SHORT TASK -
Take the listing from its first line through the line that contains "const row = ['1', 'Ethernet', 'Ethernet', 'INOVANCE" and please retype those lines exactly, leaving out the pictures.

GIVEN MATERIAL -
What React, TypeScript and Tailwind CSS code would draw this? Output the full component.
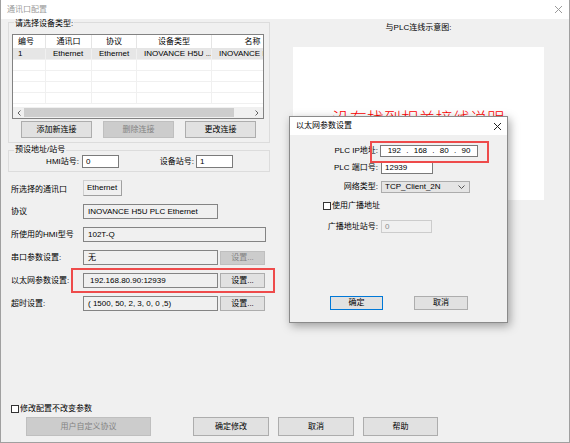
import type {ReactNode} from 'react'

const FONT = "font-['Liberation_Sans','Noto_Sans_CJK_SC',sans-serif]"

function Button({children, className = '', disabled = false, focused = false}: {children: ReactNode; className?: string; disabled?: boolean; focused?: boolean}) {
  const tone = disabled
    ? 'bg-[#cccccc] border-[#bfbfbf] text-[#838383]'
    : focused
      ? 'bg-[#e1e1e1] border-[#0078d7] text-black'
      : 'bg-[#e1e1e1] border-[#adadad] text-black'
  return (
    <button type="button" className={`flex shrink-0 items-center justify-center border text-[8px] leading-none ${tone} ${className}`}>
      {children}
    </button>
  )
}

function ReadBox({children, className = ''}: {children: ReactNode; className?: string}) {
  return (
    <div className={`flex h-[15px] shrink-0 items-center border border-[#848484] bg-[#f0f0f0] pl-[4px] text-[8px] whitespace-nowrap ${className}`}>
      {children}
    </div>
  )
}

function CloseIcon({color}: {color: string}) {
  return (
    <svg width="9" height="9" viewBox="0 0 9 9">
      <path d="M1 1L8 8M8 1L1 8" stroke={color} strokeWidth="1" />
    </svg>
  )
}

function Checkbox() {
  return <span className="inline-block h-[8px] w-[8px] shrink-0 border border-[#333333] bg-white" />
}

const headers = ['编号', '通讯口', '协议', '设备类型', '名称']
const row = ['1', 'Ethernet', 'Ethernet', 'INOVANCE H5U ...', 'INOVANCE H5U PLC Ethernet']

function DeviceTable() {
  return (
    <div className="ml-[3px] mt-[7px] h-[85px] w-[252px] overflow-hidden border border-[#828282] bg-white flex flex-col">
      <div className="grid h-[14px] shrink-0 grid-cols-[33px_46px_45px_75px_82px] border-b border-[#e5e5e5] text-[8px]">
        {headers.map((h, i) => (
          <div key={h} className={`flex items-center border-r border-[#e5e5e5] whitespace-nowrap ${i === 0 ? 'pl-[5px]' : 'justify-center'}`}>
            {h}
          </div>
        ))}
      </div>
      <div className="grid h-[11px] shrink-0 grid-cols-[33px_46px_45px_75px_82px] border-b border-[#f0f0f0] bg-[#e6e6e6] text-[8px]">
        {row.map((c, i) => (
          <div key={i} className={`flex items-center overflow-hidden whitespace-nowrap border-r border-[#f0f0f0] ${i === 0 ? 'pl-[5px]' : 'pl-[7px]'}`}>
            {c}
          </div>
        ))}
      </div>
      {[0, 1, 2, 3].map((r) => (
        <div key={r} className="grid h-[11px] shrink-0 grid-cols-[33px_46px_45px_75px_82px] border-b border-[#f0f0f0]">
          {headers.map((h) => (
            <div key={h} className="border-r border-[#f0f0f0]" />
          ))}
        </div>
      ))}
      <div className="mt-auto flex h-[11px] shrink-0 items-center bg-[#f0f0f0]">
        <div className="flex w-[11px] justify-center">
          <svg width="4" height="6" viewBox="0 0 4 6"><path d="M3.5 0.5L1 3L3.5 5.5" stroke="#606060" fill="none" /></svg>
        </div>
        <div className="h-[9px] w-[210px] bg-[#cdcdcd]" />
        <div className="flex flex-1 justify-end pr-[4px]">
          <svg width="4" height="6" viewBox="0 0 4 6"><path d="M0.5 0.5L3 3L0.5 5.5" stroke="#606060" fill="none" /></svg>
        </div>
      </div>
    </div>
  )
}

function EthernetDialog() {
  return (
    <div className="absolute left-[288px] top-[116px] flex h-[207px] w-[219px] flex-col border border-[#8a8a8a] bg-[#f0f0f0] shadow-[2px_3px_9px_rgba(0,0,0,0.35)]">
      <div className="flex h-[18px] shrink-0 items-center justify-between bg-white pl-[6px] pr-[5px] text-[8px]">
        <span>以太网参数设置</span>
        <CloseIcon color="#222222" />
      </div>
      <div className="flex flex-1 flex-col text-[8px]">
        <div className="mt-[10px] flex h-[12px] items-center">
          <span className="w-[88px] text-right">PLC IP地址:</span>
          <div className="ml-[2px] flex h-[12px] w-[98px] items-center justify-around border border-[#7a7a7a] bg-white px-[4px]">
            <span>192</span><span>.</span><span>168</span><span>.</span><span>80</span><span>.</span><span>90</span>
          </div>
        </div>
        <div className="mt-[5px] flex h-[12px] items-center">
          <span className="w-[88px] text-right">PLC 端口号:</span>
          <div className="ml-[3px] flex h-[12px] w-[52px] items-center border border-[#7a7a7a] bg-white pl-[3px]">12939</div>
        </div>
        <div className="mt-[7px] flex h-[12px] items-center">
          <span className="w-[88px] text-right">网络类型:</span>
          <div className="ml-[3px] flex h-[12px] w-[89px] items-center justify-between border border-[#acacac] bg-[#e5e5e5] pl-[3px] pr-[4px]">
            <span>TCP_Client_2N</span>
            <svg width="7" height="4" viewBox="0 0 7 4"><path d="M0.5 0.5L3.5 3.5L6.5 0.5" stroke="#555555" fill="none" /></svg>
          </div>
        </div>
        <div className="mt-[8px] flex h-[9px] items-center gap-[1px] pl-[33px]">
          <Checkbox />
          <span>使用广播地址</span>
        </div>
        <div className="mt-[10px] flex h-[13px] items-center">
          <span className="w-[88px] text-right">广播地址站号:</span>
          <div className="ml-[3px] flex h-[13px] w-[51px] items-center border border-[#cccccc] bg-[#f0f0f0] pl-[3px] text-[#8d8d8d]">0</div>
        </div>
        <div className="mt-auto mb-[12px] flex pl-[40px]">
          <Button focused className="h-[14px] w-[53px]">确定</Button>
          <Button className="ml-[31px] h-[14px] w-[54px]">取消</Button>
        </div>
      </div>
    </div>
  )
}

export default function App() {
  return (
    <div className={`relative flex h-[443px] w-[570px] flex-col overflow-hidden border-x border-b border-[#a0a0a0] bg-[#f0f0f0] text-black ${FONT}`}>
      <div className="flex h-[19px] shrink-0 items-center justify-between bg-white pl-[6px] pr-[6px] text-[8px] text-[#9a9a9a]">
        <span>通讯口配置</span>
        <CloseIcon color="#9a9a9a" />
      </div>

      <div className="flex flex-1">
        {/* left: device list and port settings */}
        <div className="w-[270px] shrink-0 pl-[7px] text-[8px]">
          <fieldset className="-mt-[2px] w-[262px] border border-[#dcdcdc] pb-[4px]">
            <legend className="ml-[5px] h-[10px] px-[1px] leading-[10px]">
              <span className="relative top-[2px]">请选择设备类型:</span>
            </legend>
            <DeviceTable />
            <div className="mt-[2px] flex gap-[11px] pl-[12px]">
              <Button className="h-[17px] w-[71px]">添加新连接</Button>
              <Button disabled className="h-[17px] w-[71px]">删除连接</Button>
              <Button className="h-[17px] w-[71px]">更改连接</Button>
            </div>
          </fieldset>

          <fieldset className="mt-[2px] w-[262px] border border-[#dcdcdc] pb-[3px]">
            <legend className="ml-[5px] h-[10px] px-[1px] leading-[10px]">预设地址/站号</legend>
            <div className="flex h-[13px] items-center">
              <span className="w-[70px] text-right">HMI站号:</span>
              <div className="ml-[3px] flex h-[13px] w-[37px] items-center border border-[#7a7a7a] bg-white pl-[3px]">0</div>
              <span className="w-[75px] text-right">设备站号:</span>
              <div className="ml-[2px] flex h-[13px] w-[37px] items-center border border-[#7a7a7a] bg-white pl-[3px]">1</div>
            </div>
          </fieldset>

          <div className="mt-[8px] flex h-[16px] items-center">
            <span className="w-[75px] pl-[3px] pt-[4px]">所选择的通讯口</span>
            <div className="flex h-[16px] w-[39px] items-start border border-[#d0d0d0] border-b-[#a0a0a0] border-r-[#a0a0a0] pl-[3px] pt-[1px]">Ethernet</div>
          </div>
          <div className="mt-[8px] flex items-center">
            <span className="w-[75px] pl-[3px]">协议</span>
            <ReadBox className="w-[135px]">INOVANCE H5U PLC Ethernet</ReadBox>
          </div>
          <div className="mt-[8px] flex items-center">
            <span className="w-[75px] pl-[3px]">所使用的HMI型号</span>
            <ReadBox className="w-[183px]">102T-Q</ReadBox>
          </div>
          <div className="mt-[8px] flex items-center">
            <span className="w-[75px] pl-[3px]">串口参数设置:</span>
            <ReadBox className="w-[135px]">无</ReadBox>
            <Button disabled className="ml-[2px] h-[14px] w-[45px]">设置...</Button>
          </div>
          <div className="mt-[8px] flex items-center">
            <span className="w-[75px] pl-[3px]">以太网参数设置:</span>
            <ReadBox className="w-[135px] pl-[6px]">192.168.80.90:12939</ReadBox>
            <Button className="ml-[2px] h-[15px] w-[45px]">设置...</Button>
          </div>
          <div className="mt-[8px] flex items-center">
            <span className="w-[75px] pl-[3px]">超时设置:</span>
            <ReadBox className="w-[135px]">( 1500, 50, 2, 3, 0, 0 ,5)</ReadBox>
            <Button className="ml-[2px] h-[15px] w-[45px]">设置...</Button>
          </div>
        </div>

        {/* right: wiring diagram preview */}
        <div className="flex-1 pl-[22px]">
          <div className="mt-[4px] w-[251px] text-center text-[8px] leading-[10px]">与PLC连线示意图:</div>
          <div className="mt-[14px] h-[153px] w-[251px] bg-white pt-[64px] text-center text-[17px] font-light leading-[17px] tracking-[0.2px] text-[#ff0000]">
            没有找到相关接线说明
          </div>
        </div>
      </div>

      <div className="shrink-0 pb-[6px] text-[8px]">
        <div className="flex h-[9px] items-center gap-[1px] pl-[10px]">
          <Checkbox />
          <span>修改配置不改变参数</span>
        </div>
        <div className="mt-[4px] flex pl-[25px]">
          <Button disabled className="h-[19px] w-[125px]">用户自定义协议</Button>
          <Button className="ml-[42px] h-[19px] w-[76px]">确定修改</Button>
          <Button className="ml-[9px] h-[19px] w-[76px]">取消</Button>
          <Button className="ml-[9px] h-[19px] w-[75px]">帮助</Button>
        </div>
      </div>

      <EthernetDialog />

      {/* annotation frames */}
      <div className="pointer-events-none absolute left-[70px] top-[268px] h-[25px] w-[204px] border-2 border-[#ee4b4b]" />
      <div className="pointer-events-none absolute left-[369px] top-[141px] h-[22px] w-[119px] border-2 border-[#ee4b4b]" />
    </div>
  )
}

WORKED ANSWER -
What React, TypeScript and Tailwind CSS code would draw this? Output the full component.
import type {ReactNode} from 'react'

const FONT = "font-['Liberation_Sans','Noto_Sans_CJK_SC',sans-serif]"

function Button({children, className = '', disabled = false, focused = false}: {children: ReactNode; className?: string; disabled?: boolean; focused?: boolean}) {
  const tone = disabled
    ? 'bg-[#cccccc] border-[#bfbfbf] text-[#838383]'
    : focused
      ? 'bg-[#e1e1e1] border-[#0078d7] text-black'
      : 'bg-[#e1e1e1] border-[#adadad] text-black'
  return (
    <button type="button" className={`flex shrink-0 items-center justify-center border text-[8px] leading-none ${tone} ${className}`}>
      {children}
    </button>
  )
}

function ReadBox({children, className = ''}: {children: ReactNode; className?: string}) {
  return (
    <div className={`flex h-[15px] shrink-0 items-center border border-[#848484] bg-[#f0f0f0] pl-[4px] text-[8px] whitespace-nowrap ${className}`}>
      {children}
    </div>
  )
}

function CloseIcon({color}: {color: string}) {
  return (
    <svg width="9" height="9" viewBox="0 0 9 9">
      <path d="M1 1L8 8M8 1L1 8" stroke={color} strokeWidth="1" />
    </svg>
  )
}

function Checkbox() {
  return <span className="inline-block h-[8px] w-[8px] shrink-0 border border-[#333333] bg-white" />
}

const headers = ['编号', '通讯口', '协议', '设备类型', '名称']
const row = ['1', 'Ethernet', 'Ethernet', 'INOVANCE H5U ...', 'INOVANCE H5U PLC Ethernet']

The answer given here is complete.